I am currently learning Linear Algebra and just can't finish this one exercise, at least partially...
We are given some field $F$ and the normal vector space $V = K^n$. By $Z(A,v)$ we denote $\left\langle v, Av, A^2v, A^3v,\dots\right\rangle$ where $A$ is just some $n \times n$ matrix. As an added condition we are given that $m_v$ and $m_w$ are coprime with $m_v$ being the normalised polynomial of lowest possible degree such that $m_v(A)v = 0$.
Now the actual task is to show that $Z(A,v) \oplus Z(A, w) = Z(A, v+w)$.
I was already able to show the inclusion $Z(A,v) + Z(A, w) \supseteq Z(A, v+w)$, which was pretty easy and to show that $Z(A, v) \cap Z(A,w) = \{0\}$ I used that $m_v$ and $m_w$ are coprime.
I tried approaching the other inclusion of $Z(A,v) \oplus Z(A, w) \subseteq Z(A, v+w)$ similary by choosing some $x \in Z(A,v) \oplus Z(A, w)$. Then we know that there is a single and clear way to write that as $$x = \sum_{n \in \mathbb{N}} A^n(\lambda_nv+\mu_nv).$$
And at this point I dont see how I could show $\sum_{n \in \mathbb{N}} A^n(\lambda_nv+\mu_nv) \in Z(A, v+w) = \left\langle v+w, A(v+w), A^2(v+w), A^3v,\dots\right\rangle$ as the left hand side seems way more general than the right hand one.
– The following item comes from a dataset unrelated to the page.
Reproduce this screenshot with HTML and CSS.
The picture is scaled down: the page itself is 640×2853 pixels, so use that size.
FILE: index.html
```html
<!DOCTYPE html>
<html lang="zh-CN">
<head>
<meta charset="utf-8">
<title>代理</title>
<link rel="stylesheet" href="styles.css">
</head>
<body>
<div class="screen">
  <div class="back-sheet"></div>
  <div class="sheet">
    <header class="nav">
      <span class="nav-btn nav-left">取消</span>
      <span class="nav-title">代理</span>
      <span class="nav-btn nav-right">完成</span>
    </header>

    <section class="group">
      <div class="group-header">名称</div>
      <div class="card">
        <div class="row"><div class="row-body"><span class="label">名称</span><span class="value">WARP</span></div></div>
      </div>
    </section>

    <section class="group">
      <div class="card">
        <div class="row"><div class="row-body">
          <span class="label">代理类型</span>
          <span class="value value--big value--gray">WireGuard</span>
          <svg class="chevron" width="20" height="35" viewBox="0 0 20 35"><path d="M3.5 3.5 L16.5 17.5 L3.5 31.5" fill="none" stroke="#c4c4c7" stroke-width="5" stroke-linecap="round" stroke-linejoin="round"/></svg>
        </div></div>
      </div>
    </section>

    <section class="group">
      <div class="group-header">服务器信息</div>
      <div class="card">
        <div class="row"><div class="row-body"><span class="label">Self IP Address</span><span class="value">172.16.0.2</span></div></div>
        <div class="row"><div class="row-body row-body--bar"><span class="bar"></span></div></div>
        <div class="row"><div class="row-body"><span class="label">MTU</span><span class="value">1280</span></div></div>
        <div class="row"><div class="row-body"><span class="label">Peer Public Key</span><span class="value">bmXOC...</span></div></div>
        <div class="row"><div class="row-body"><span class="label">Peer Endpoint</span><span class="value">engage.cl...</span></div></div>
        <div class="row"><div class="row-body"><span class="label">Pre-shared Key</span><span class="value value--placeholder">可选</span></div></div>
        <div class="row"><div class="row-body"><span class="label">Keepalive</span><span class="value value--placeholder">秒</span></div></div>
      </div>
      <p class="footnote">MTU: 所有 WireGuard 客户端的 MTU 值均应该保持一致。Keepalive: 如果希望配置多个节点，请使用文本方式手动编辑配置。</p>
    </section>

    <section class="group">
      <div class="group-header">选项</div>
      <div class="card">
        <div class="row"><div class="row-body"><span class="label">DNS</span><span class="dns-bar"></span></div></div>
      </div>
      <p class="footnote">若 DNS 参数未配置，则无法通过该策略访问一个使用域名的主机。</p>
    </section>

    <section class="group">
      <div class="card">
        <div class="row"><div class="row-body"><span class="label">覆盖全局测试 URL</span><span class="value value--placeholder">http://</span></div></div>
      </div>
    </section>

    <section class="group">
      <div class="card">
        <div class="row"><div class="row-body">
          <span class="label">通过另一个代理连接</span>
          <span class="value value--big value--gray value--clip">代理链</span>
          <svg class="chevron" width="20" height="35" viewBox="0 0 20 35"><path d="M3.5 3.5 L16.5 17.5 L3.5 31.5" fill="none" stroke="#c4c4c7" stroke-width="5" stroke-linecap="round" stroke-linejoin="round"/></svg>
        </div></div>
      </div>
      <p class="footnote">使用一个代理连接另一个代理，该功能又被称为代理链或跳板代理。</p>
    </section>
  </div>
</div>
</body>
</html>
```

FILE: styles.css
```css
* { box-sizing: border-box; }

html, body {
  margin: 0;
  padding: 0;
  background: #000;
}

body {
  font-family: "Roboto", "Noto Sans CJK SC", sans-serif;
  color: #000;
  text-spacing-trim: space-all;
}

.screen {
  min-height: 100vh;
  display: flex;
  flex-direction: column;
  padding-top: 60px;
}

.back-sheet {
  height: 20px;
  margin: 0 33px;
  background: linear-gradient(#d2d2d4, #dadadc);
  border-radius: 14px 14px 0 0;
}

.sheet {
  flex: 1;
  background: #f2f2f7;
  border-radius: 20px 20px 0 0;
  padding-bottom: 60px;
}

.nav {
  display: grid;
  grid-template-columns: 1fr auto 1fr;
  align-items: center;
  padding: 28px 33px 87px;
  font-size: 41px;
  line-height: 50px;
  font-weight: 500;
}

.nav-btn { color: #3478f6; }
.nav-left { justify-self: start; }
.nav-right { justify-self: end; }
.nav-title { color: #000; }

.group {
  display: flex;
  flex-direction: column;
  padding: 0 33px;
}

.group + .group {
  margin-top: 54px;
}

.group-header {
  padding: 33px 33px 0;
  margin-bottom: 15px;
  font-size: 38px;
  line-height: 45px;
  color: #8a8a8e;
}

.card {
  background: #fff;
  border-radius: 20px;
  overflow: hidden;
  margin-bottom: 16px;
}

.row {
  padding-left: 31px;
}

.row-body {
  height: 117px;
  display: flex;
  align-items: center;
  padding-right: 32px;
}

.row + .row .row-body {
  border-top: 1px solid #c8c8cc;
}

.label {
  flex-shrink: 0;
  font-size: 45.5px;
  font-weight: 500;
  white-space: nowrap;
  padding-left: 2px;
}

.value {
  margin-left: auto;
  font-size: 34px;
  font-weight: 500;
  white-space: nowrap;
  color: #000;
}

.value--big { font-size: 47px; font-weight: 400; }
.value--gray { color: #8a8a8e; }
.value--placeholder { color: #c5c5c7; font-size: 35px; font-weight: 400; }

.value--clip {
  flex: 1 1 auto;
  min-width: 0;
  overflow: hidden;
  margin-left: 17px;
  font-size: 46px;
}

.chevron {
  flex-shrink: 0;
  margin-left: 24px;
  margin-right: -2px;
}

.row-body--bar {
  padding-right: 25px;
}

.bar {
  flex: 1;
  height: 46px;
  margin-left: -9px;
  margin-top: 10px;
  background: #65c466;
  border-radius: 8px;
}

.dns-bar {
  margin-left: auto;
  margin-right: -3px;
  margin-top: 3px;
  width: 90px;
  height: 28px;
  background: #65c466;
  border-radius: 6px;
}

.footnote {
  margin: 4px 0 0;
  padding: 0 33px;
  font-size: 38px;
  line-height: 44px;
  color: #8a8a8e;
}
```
I guess I have to use that $m_v$ and $m_w$ are coprime somewhere here maybe, but I lack a concrete idea...
Already thanks for any help in advance! :)
The general element of $Z(A, v) + Z(A, w)$ is of the form $p(A)v + q(A)w$, where $p$ and $q$ are polynomials which matter up to multiples of $m_v$ and $m_w$ respectively. We wish to show that this is of the form $r(A)(v+w)$ for some polynomial $r$. Observe that $r(A)(v+w) = r(A)v + r(A)w$. Thus, we wish to find some polynomial $r$ such that $r \equiv p \bmod{m_v}$ and $r \equiv q \bmod{m_w}$. Do you see how to proceed?